Coordination and Collaboration Between Institutions Crucial to the Delivery of the SDG

New report by the ISGlobal Policy Department analyses the role of think tanks in furthering the European agenda for the Sustainable Development Goals

11.01.2018

The European countries will play a very different role in the agenda for the Sustainable Development Goals (SDG) than they did in the Millennium Development Goals. This time round, their role is not limited to being donors and policy "stimulators", they are also players and they will be assessed in terms of the progress made within their own borders. In the case of health, this change represents a new opportunity to strengthen Europe’s role in global health and, at the same time, to highlight the responsibility of European countries to deal with their own challenges and inequalities. Although most of them are quite advanced in terms of the social development goals, the recent economic and financial crisis has undermined health policies in the region.

ISGlobal’s Policy Department has just published a new report entitled “Health SDGs and Europe: The Role of Regional Think Tanks”. The report, which was originally published in the journal Global Health Governance, analyses the work of health policy research institutions and suggests ways they could contribute to furthering the new agenda. Think tanks already played an important role in the design of the goals, supporting the concept and providing technical assistance throughout the process of developing the agenda. Now they are being asked to extend that commitment to monitoring and evaluating progress towards SDG targets. These institutions are also supporting the governments and parliaments who are drafting national SDG plans and will be involved in the monitoring and evaluation of results. That challenge will be particularly important in Spain in the coming months, leading up to the presentation of our national SDG plan in New York in July 2018.

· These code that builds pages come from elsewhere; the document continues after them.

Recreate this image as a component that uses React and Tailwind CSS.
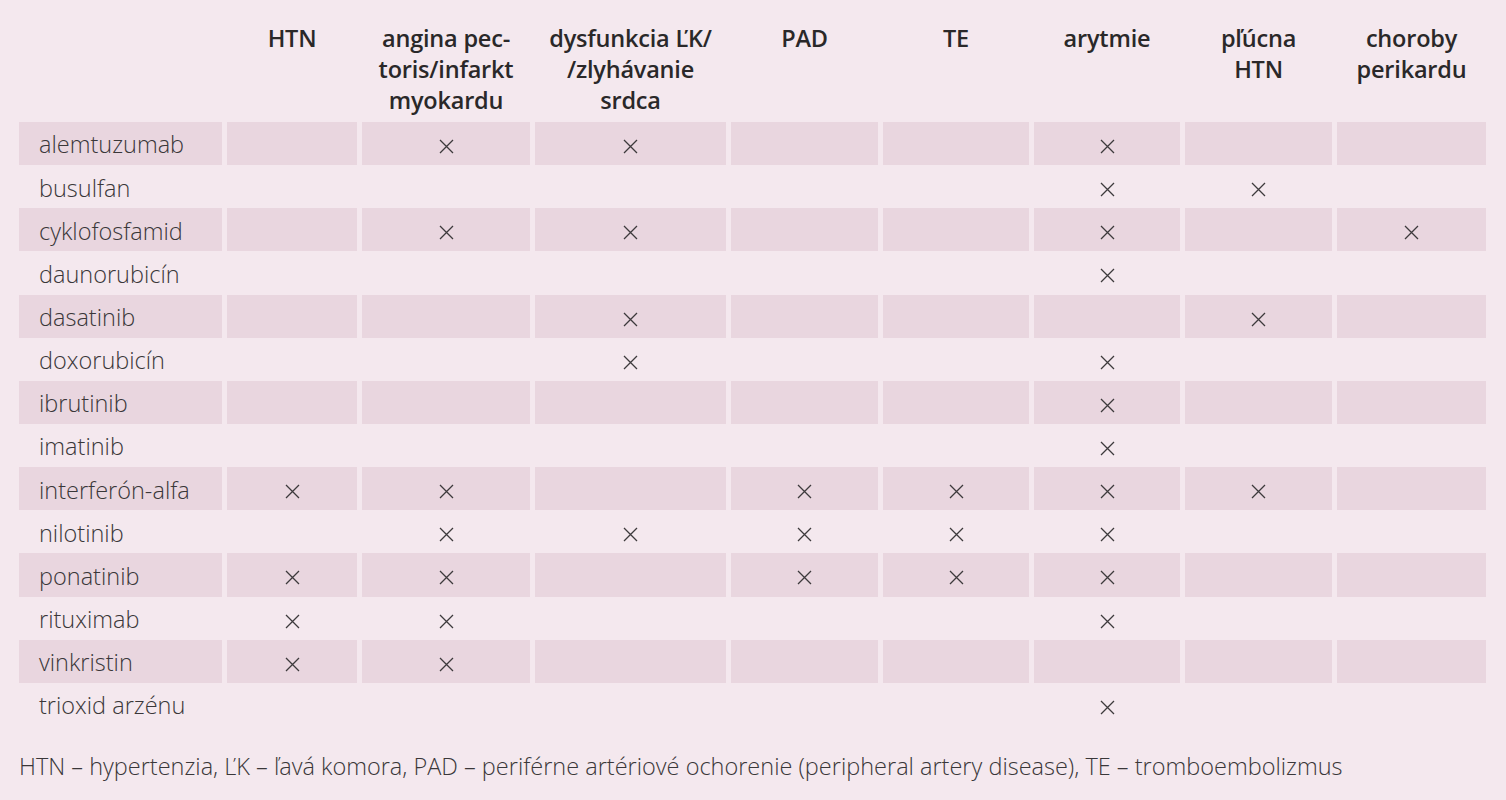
import React from "react";

const cols = ["HTN", "angina pec-\ntoris/infarkt\nmyokardu", "dysfunkcia ĽK/\n/zlyhávanie\nsrdca", "PAD", "TE", "arytmie", "pľúcna\nHTN", "choroby\nperikardu"];

const rows = [
  ["alemtuzumab", [0, 1, 1, 0, 0, 1, 0, 0]],
  ["busulfan", [0, 0, 0, 0, 0, 1, 1, 0]],
  ["cyklofosfamid", [0, 1, 1, 0, 0, 1, 0, 1]],
  ["daunorubicín", [0, 0, 0, 0, 0, 1, 0, 0]],
  ["dasatinib", [0, 0, 1, 0, 0, 0, 1, 0]],
  ["doxorubicín", [0, 0, 1, 0, 0, 1, 0, 0]],
  ["ibrutinib", [0, 0, 0, 0, 0, 1, 0, 0]],
  ["imatinib", [0, 0, 0, 0, 0, 1, 0, 0]],
  ["interferón-alfa", [1, 1, 0, 1, 1, 1, 1, 0]],
  ["nilotinib", [0, 1, 1, 1, 1, 1, 0, 0]],
  ["ponatinib", [1, 1, 0, 1, 1, 1, 0, 0]],
  ["rituximab", [1, 1, 0, 0, 0, 1, 0, 0]],
  ["vinkristin", [1, 1, 0, 0, 0, 0, 0, 0]],
  ["trioxid arzénu", [0, 0, 0, 0, 0, 1, 0, 0]],
];

function Cross() {
  return (
    <svg width="15" height="15" viewBox="0 0 15 15" className="block">
      <path d="M1 1 L14 14 M14 1 L1 14" stroke="#3d3a3c" strokeWidth="1.3" fill="none" />
    </svg>
  );
}

export default function App() {
  return (
    <div
      className="w-[1506px] h-[800px] bg-[#f4e8ee] text-[#2f2d2e] overflow-hidden"
      style={{ fontFamily: '"Open Sans", "Noto Sans", sans-serif' }}
    >
      <div className="pl-[19px] pt-[23px]">
        <div className="grid grid-cols-[203px_130px_168px_191px_147px_146px_146px_147px_149px] gap-x-[5px]">
          <div className="h-[99px]" />
          {cols.map((c, i) => (
            <div
              key={i}
              className="h-[99px] text-center font-semibold text-[23.5px] leading-[31px] text-[#2a2829] whitespace-pre tracking-[-0.2px]"
            >
              {c}
            </div>
          ))}
          {rows.map(([name, marks], r) => {
            const shade = r % 2 === 0 ? "bg-[#e9d6df]" : "";
            return (
              <React.Fragment key={name}>
                <div className={`h-[43.15px] flex items-center pl-[20px] pt-[3px] text-[23.5px] font-light text-[#3a3739] ${shade}`}>
                  {name}
                </div>
                {marks.map((m, i) => (
                  <div key={i} className={`h-[43.15px] flex items-center justify-center pt-[6px] ${shade}`}>
                    {m ? <Cross /> : null}
                  </div>
                ))}
              </React.Fragment>
            );
          })}
        </div>
        <div className="mt-[25px] text-[23.5px] font-light text-[#3a3739] leading-[30px]">
          HTN – hypertenzia, ĽK – ľavá komora, PAD – periférne artériové ochorenie (peripheral artery disease), TE – tromboembolizmus
        </div>
      </div>
    </div>
  );
}
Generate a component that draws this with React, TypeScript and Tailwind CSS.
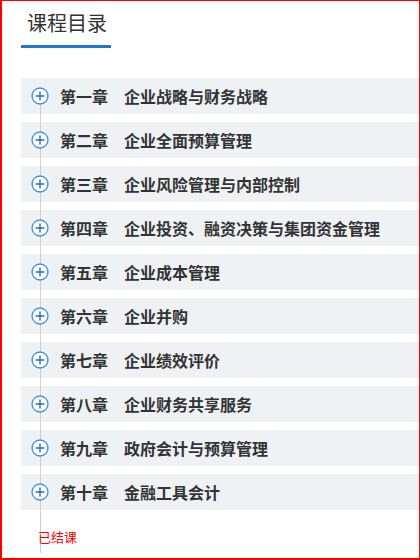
import React from "react";

const chapters: [string, string][] = [
  ["第一章", "企业战略与财务战略"],
  ["第二章", "企业全面预算管理"],
  ["第三章", "企业风险管理与内部控制"],
  ["第四章", "企业投资、融资决策与集团资金管理"],
  ["第五章", "企业成本管理"],
  ["第六章", "企业并购"],
  ["第七章", "企业绩效评价"],
  ["第八章", "企业财务共享服务"],
  ["第九章", "政府会计与预算管理"],
  ["第十章", "金融工具会计"],
];

const PlusCircle = () => (
  <svg width="18" height="18" viewBox="0 0 18 18" className="relative z-20 shrink-0">
    <circle cx="9" cy="9" r="8" fill="#fff" stroke="#3a8ee0" strokeWidth="1.3" />
    <path d="M9 4.6v8.8M4.6 9h8.8" stroke="#1f6fc4" strokeWidth="1.4" />
  </svg>
);

export default function App() {
  return (
    <div
      className="h-[560px] w-[420px] border-t border-r border-l-2 border-b-2 border-[#f00] bg-white pl-[19px]"
      style={{ fontFamily: '"Noto Sans CJK SC", "Noto Sans", sans-serif' }}
    >
      {/* Title */}
      <div className="pt-[7px]">
        <div className="inline-block w-[90px] border-b-[3px] border-[#1a78d4] pl-[6px] pb-[7px] text-[20px] leading-[30px] text-[#333]">
          课程目录
        </div>
      </div>

      {/* Chapter list */}
      <div className="relative mt-[30px]">
        <div className="flex flex-col gap-2">
          {chapters.map(([no, name]) => (
            <div
              key={no}
              className="flex h-9 items-center bg-[#eff2f5] pl-[10px]"
            >
              <PlusCircle />
              <span className="ml-[11px] text-[16px] font-bold text-[#333]">
                {no}
              </span>
              <span className="ml-4 text-[16px] font-bold text-[#333]">
                {name}
              </span>
            </div>
          ))}
        </div>
        <div className="absolute left-[19px] top-[19px] z-10 h-[456px] w-px bg-[#cfcfcf]" />
        <div className="relative z-20 mt-[18px] pl-[17px] text-[13px] leading-[18px] text-[#f00]">
          已结课
        </div>
      </div>
    </div>
  );
}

While the SDG agenda is seen as “an indivisible whole”—since none of the goals can be achieved in isolation, given the many and varied interactions between them—very few global health institutions can offer such a comprehensive vision. For this reason, the authors of the report propose that an integrating and coordinating approach will be required to overcome the difficulties posed by geographic diversity, the lack of reliable data, and a hostile and disabling policy environment.

In their view, the coordinating role could be filled by a network of global health policy think tanks, which can offer the technical capacities and expertise required as well as the geographical distribution of the member research institutions. Such a coalition could also provide added value in key areas, such as the generation and dissemination of knowledge, fostering institutional collaborations, promoting innovation, and facilitating financing opportunities. In conclusion, however, they make the point that none of this will be sufficient if the institutions do not make an effort to “break out of the bubble of experts and high-ranking officials and reach the broader public”.

*ISGlobal is a founding member and the European coordinator of the Think SDGs network, a consortium of think tanks and academic institutions that works actively to disseminate, improve and apply the SDG.